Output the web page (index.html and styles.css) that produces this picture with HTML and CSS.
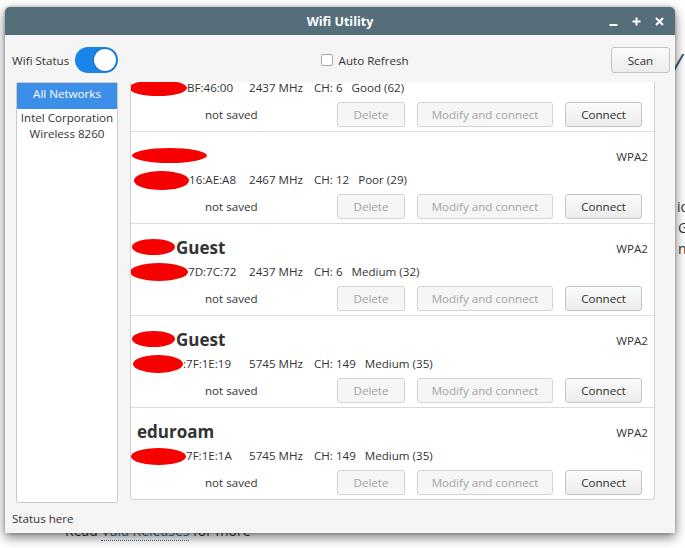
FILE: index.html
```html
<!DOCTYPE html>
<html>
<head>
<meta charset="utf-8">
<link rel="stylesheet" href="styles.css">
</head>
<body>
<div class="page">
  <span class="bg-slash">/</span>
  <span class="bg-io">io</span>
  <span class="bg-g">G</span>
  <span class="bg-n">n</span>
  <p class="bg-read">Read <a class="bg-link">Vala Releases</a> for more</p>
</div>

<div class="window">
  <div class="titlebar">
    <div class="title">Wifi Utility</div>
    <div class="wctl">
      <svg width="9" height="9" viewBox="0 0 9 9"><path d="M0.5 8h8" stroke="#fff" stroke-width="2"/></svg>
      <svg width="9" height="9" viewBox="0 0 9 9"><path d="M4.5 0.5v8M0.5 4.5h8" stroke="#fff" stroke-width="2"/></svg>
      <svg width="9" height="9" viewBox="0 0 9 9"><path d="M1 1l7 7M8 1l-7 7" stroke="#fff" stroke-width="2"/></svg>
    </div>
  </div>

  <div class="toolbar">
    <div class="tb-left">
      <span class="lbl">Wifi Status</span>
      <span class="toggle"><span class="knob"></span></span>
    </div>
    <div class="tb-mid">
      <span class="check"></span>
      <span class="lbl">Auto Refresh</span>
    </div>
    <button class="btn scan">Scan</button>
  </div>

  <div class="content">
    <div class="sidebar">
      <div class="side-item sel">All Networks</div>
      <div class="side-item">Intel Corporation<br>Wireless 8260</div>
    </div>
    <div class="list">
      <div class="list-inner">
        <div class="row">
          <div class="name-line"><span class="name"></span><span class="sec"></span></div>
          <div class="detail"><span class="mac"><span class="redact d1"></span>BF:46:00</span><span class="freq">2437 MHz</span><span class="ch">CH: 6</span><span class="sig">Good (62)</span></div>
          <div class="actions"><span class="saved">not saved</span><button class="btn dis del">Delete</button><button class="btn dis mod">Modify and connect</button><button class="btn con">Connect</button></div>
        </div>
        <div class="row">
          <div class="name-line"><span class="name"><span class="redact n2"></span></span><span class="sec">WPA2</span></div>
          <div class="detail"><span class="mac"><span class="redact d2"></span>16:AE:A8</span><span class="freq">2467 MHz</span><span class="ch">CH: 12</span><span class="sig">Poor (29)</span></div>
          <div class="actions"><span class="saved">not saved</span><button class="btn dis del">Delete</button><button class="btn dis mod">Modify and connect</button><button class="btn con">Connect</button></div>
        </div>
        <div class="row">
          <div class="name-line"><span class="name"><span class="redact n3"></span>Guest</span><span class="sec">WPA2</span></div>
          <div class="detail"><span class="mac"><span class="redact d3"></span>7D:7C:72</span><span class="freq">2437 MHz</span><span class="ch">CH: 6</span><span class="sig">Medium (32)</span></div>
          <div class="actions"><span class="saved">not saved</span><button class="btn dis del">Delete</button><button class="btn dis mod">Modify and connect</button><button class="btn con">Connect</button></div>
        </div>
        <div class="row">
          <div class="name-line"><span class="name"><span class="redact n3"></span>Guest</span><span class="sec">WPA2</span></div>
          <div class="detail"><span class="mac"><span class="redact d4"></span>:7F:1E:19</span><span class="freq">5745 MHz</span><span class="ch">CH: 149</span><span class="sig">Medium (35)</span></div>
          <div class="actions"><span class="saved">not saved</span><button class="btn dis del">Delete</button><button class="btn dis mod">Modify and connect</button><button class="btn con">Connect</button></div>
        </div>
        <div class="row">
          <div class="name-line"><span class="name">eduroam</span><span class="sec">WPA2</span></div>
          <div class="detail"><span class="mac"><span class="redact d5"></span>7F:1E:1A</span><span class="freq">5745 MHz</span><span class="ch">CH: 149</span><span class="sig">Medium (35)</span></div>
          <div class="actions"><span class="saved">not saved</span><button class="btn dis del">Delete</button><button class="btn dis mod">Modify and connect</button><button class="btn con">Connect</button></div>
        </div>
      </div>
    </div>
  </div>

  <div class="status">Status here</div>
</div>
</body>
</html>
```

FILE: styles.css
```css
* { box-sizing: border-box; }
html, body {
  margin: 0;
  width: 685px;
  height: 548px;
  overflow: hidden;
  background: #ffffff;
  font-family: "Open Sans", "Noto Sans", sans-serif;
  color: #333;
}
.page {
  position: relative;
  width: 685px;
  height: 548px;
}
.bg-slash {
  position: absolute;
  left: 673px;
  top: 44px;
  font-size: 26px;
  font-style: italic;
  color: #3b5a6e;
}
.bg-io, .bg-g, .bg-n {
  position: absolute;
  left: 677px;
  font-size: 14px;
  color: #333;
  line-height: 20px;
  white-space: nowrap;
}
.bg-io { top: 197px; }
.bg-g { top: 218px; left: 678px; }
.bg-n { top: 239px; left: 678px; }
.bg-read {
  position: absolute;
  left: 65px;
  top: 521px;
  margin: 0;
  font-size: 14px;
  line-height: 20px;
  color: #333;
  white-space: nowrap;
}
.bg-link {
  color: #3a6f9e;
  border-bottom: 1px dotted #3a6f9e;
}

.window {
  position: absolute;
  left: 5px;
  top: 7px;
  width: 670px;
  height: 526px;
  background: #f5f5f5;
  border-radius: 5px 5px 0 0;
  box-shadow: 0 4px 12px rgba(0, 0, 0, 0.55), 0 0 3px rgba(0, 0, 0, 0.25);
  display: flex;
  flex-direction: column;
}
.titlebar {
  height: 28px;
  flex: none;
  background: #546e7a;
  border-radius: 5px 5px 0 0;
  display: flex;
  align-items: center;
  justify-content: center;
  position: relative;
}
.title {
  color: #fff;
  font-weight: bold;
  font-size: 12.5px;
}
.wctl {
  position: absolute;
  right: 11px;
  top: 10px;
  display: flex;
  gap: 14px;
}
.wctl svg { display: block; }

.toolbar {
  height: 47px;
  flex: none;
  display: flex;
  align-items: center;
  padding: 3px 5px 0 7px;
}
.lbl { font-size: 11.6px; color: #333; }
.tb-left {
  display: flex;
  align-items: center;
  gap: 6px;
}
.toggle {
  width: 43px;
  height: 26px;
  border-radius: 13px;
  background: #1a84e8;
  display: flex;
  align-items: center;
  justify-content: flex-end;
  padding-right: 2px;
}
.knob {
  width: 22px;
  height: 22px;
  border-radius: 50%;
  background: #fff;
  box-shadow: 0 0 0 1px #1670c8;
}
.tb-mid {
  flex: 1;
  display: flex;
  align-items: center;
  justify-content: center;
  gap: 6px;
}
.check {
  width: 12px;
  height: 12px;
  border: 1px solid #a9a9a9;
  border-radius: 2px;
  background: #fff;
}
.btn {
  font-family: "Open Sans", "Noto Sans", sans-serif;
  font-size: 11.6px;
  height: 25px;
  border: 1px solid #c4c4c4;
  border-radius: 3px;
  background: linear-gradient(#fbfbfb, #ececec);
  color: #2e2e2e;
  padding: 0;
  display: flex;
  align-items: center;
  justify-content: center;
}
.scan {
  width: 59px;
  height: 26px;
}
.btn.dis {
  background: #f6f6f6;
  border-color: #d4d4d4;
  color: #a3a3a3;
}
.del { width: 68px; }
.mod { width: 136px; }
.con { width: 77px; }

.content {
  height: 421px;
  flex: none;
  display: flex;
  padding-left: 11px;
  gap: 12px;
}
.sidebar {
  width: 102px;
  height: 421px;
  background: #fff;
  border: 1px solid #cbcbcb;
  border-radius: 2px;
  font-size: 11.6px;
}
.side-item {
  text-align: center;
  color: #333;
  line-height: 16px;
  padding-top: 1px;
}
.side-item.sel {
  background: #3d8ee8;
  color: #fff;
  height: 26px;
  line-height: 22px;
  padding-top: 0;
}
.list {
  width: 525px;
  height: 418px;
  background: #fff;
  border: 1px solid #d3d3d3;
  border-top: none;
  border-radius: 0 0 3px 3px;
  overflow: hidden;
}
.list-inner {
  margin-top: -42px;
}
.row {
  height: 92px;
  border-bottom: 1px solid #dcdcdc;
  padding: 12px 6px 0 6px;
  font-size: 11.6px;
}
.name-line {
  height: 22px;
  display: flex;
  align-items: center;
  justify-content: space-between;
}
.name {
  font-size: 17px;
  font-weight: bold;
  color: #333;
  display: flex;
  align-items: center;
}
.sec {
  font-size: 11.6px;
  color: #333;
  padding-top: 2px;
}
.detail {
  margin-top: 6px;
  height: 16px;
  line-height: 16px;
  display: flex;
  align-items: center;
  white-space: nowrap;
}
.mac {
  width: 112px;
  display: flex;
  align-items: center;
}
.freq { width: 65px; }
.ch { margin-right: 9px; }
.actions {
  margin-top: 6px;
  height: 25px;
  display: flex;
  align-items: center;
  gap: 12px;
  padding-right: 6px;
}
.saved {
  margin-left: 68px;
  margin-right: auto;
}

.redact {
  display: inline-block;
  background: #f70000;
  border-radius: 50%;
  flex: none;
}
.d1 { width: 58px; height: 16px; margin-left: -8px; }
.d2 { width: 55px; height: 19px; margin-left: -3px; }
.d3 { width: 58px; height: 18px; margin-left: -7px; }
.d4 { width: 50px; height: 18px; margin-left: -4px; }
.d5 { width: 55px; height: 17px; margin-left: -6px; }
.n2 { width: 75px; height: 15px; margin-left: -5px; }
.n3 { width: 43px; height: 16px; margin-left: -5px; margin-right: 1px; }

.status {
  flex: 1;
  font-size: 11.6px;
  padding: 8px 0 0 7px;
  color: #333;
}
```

◇ ◇ ◇ ◇ ◇

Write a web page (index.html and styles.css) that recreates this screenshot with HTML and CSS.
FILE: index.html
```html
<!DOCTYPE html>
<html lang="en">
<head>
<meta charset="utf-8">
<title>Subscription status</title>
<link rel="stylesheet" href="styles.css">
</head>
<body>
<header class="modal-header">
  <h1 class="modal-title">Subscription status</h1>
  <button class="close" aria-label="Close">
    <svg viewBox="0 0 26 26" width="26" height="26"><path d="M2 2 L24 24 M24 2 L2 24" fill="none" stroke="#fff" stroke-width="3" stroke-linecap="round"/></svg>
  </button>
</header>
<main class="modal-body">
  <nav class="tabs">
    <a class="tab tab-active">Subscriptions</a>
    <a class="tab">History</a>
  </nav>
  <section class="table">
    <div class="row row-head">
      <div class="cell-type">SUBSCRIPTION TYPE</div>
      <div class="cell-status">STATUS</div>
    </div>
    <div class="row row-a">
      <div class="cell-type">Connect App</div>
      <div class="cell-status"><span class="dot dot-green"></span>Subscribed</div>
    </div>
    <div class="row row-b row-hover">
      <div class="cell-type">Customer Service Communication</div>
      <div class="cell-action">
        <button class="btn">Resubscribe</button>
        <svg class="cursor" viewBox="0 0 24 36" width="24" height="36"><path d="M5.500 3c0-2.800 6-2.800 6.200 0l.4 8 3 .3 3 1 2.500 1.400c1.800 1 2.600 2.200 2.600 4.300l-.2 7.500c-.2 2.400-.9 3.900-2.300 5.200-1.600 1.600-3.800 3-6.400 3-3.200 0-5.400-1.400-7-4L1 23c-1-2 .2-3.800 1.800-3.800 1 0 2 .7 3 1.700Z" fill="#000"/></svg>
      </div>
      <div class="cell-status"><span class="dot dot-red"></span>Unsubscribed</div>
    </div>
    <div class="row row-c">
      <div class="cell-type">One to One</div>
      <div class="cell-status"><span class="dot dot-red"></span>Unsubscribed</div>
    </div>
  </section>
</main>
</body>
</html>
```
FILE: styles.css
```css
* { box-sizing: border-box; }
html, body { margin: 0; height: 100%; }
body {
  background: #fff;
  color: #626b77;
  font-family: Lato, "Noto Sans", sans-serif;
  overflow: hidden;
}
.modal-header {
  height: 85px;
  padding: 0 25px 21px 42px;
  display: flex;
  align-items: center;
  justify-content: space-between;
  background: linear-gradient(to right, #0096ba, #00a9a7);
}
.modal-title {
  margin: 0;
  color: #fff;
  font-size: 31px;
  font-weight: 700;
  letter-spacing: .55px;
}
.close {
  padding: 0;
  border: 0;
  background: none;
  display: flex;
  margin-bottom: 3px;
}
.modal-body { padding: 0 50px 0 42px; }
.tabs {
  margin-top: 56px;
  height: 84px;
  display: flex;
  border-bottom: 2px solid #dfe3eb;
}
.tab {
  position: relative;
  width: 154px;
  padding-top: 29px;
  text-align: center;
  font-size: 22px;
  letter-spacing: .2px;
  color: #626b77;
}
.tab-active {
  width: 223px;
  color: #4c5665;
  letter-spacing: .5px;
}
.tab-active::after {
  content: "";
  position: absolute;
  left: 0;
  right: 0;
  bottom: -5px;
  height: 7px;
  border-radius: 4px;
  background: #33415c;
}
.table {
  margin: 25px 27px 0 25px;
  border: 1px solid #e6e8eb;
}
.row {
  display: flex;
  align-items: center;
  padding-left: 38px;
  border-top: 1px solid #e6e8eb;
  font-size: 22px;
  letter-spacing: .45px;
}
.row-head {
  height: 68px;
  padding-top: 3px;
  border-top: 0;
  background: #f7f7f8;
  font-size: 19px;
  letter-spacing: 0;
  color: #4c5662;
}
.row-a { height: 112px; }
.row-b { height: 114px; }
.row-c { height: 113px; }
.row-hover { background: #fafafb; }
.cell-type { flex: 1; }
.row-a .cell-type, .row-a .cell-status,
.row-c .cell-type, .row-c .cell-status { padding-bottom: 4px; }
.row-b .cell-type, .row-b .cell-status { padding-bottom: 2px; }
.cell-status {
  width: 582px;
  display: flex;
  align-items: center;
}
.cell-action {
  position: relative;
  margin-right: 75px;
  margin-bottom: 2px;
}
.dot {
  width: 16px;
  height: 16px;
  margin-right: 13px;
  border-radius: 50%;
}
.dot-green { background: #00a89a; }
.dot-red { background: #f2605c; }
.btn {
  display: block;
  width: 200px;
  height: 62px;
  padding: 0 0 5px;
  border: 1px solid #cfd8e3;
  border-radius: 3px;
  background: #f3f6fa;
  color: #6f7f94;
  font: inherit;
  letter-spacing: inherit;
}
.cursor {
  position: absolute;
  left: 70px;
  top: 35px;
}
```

◇ ◇ ◇ ◇ ◇

- Stated goal -
Scan the material for lines with the word "that", and copy each line you find.

- Final result -
Output the web page (index.html and styles.css) that produces this picture with HTML and CSS.
Write a web page (index.html and styles.css) that recreates this screenshot with HTML and CSS.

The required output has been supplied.